Prince Mohammed first broached an Aramco flotation in early 2016, months before the announcement of Vision 2030 and more than a year before he became first in line to the throne.
The original plan was to list five percent of the firm, one of the world's largest by market capitalisation, on a major global stock exchange.
But concerns about disclosure requirements and a reluctance to sell national resources to foreigners prompted officials to change course, floating 1.5 percent on the Saudi bourse in 2019 for $25.6 billion.
Despite being the world's biggest initial public offering, it "didn't have the transformative impact that an international listing would have brought", Soltvedt said.

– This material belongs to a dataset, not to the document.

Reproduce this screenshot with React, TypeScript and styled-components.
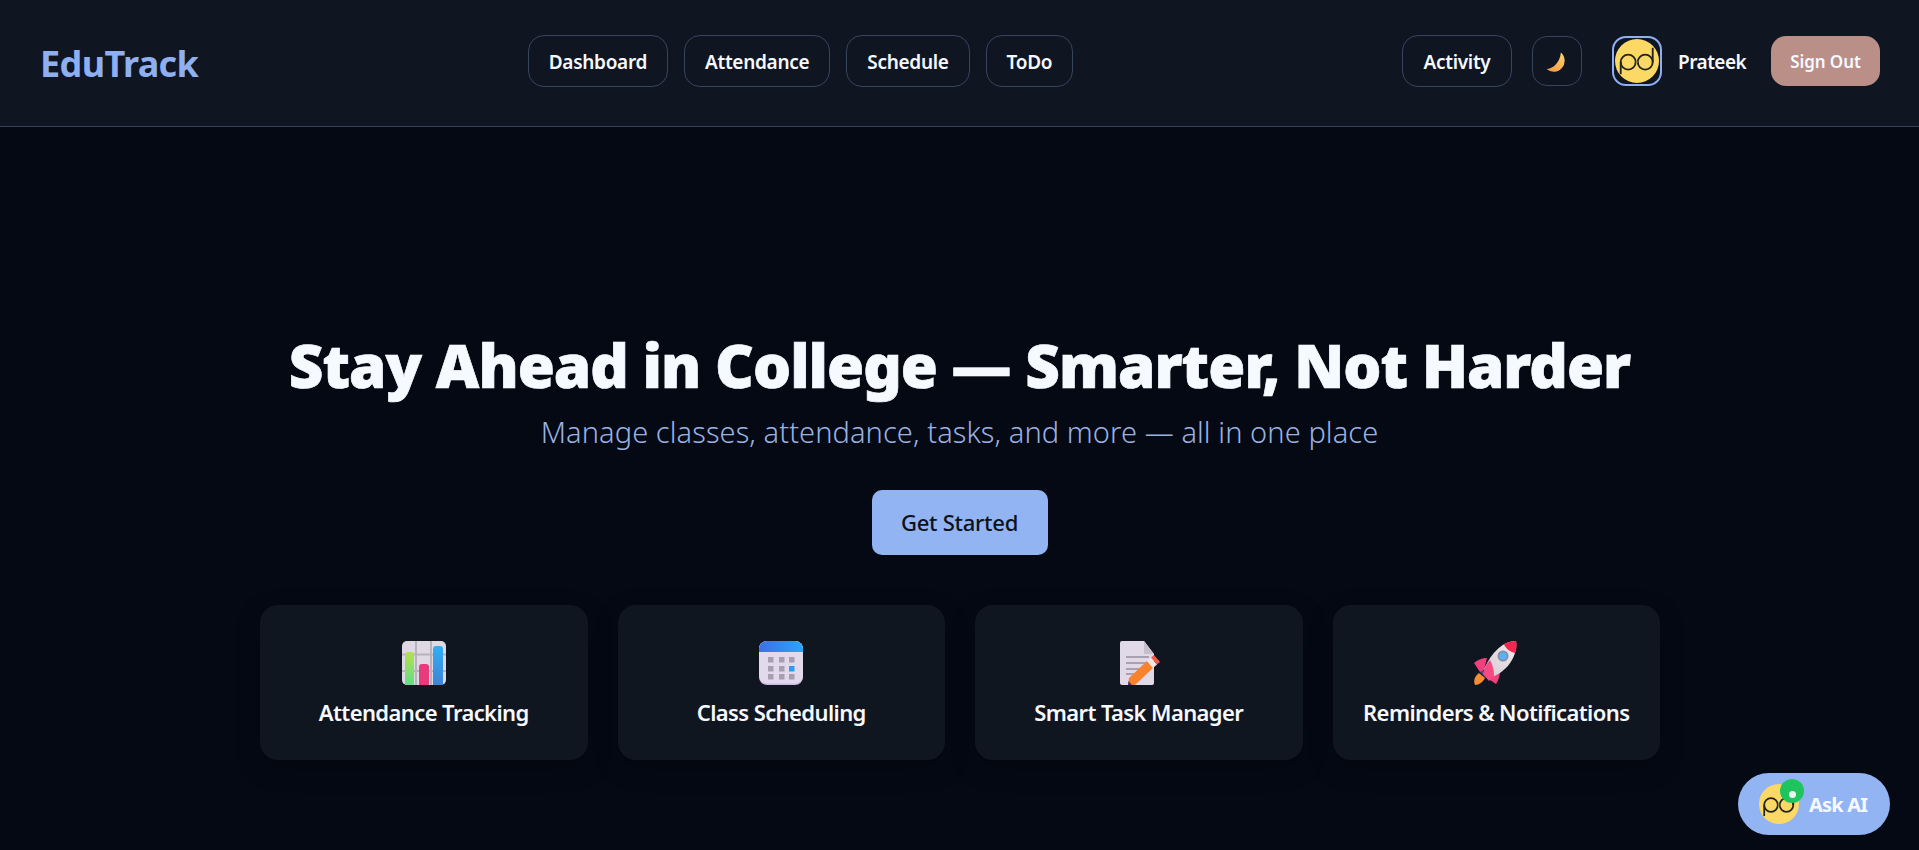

"The initial plan for an international listing was not just about bolstering state finances. More importantly, it was intended to be a vehicle for change by embodying the vision for a more open economy."
Efforts to secure international buy-in for Vision 2030 have stumbled, analysts say, and foreign direct investment remains well below the project's target of 5.7 percent of GDP.
"Foreign investment in non-energy or energy-adjacent projects only goes into Saudi Arabia because of government subsidies like free land, free energy, low-cost labour, etc," said Ellen Wald, author of a history of Aramco.
"The share sale happened now because the Public Investment Fund wanted to generate more cash to invest and Aramco is their cash cow," she added, referring to the Saudi sovereign wealth fund.
Saudi analyst Mohammed bin Saleh was more optimistic, saying Vision 2030 was "on track" and pointing to official figures indicating non-oil GDP growth of 4.6 percent in 2023.
"Saudi Arabia is going through a huge national transformation project, and it will not be achieved overnight," he said.
That is especially true for the most eye-catching projects including NEOM, with its plans for a futuristic ski resort and mirror-encased skyscrapers extending 170 kilometres (105 miles) across the desert.
Officials have yet to comment on reports that NEOM's 2030 targets -- both in terms of size and population -- have been scaled back considerably.
Other projects have shown progress, including the Red Sea Global development which opened two resorts last year and is preparing to launch 14 more hotels by the end of 2025.
Yet "the pace of 'giga-project' completion in Vision 2030 is certainly lagging", said Jim Krane of Rice University's Baker Institute.
"Most observers are not surprised, because the projects are so massive and the logistics of simultaneous completion of 14 of them always looked pretty unlikely."
As spending commitments pile up for events like Expo 2030 and the 2034 World Cup, for which Saudi Arabia is the sole bidder, analysts say further Aramco share sales could be in the offing -- and that investor interest is likely to remain high.
"Aramco's got an enormous set of assets along with the world's lowest-cost oil production and an impressive knowledge base," Krane said.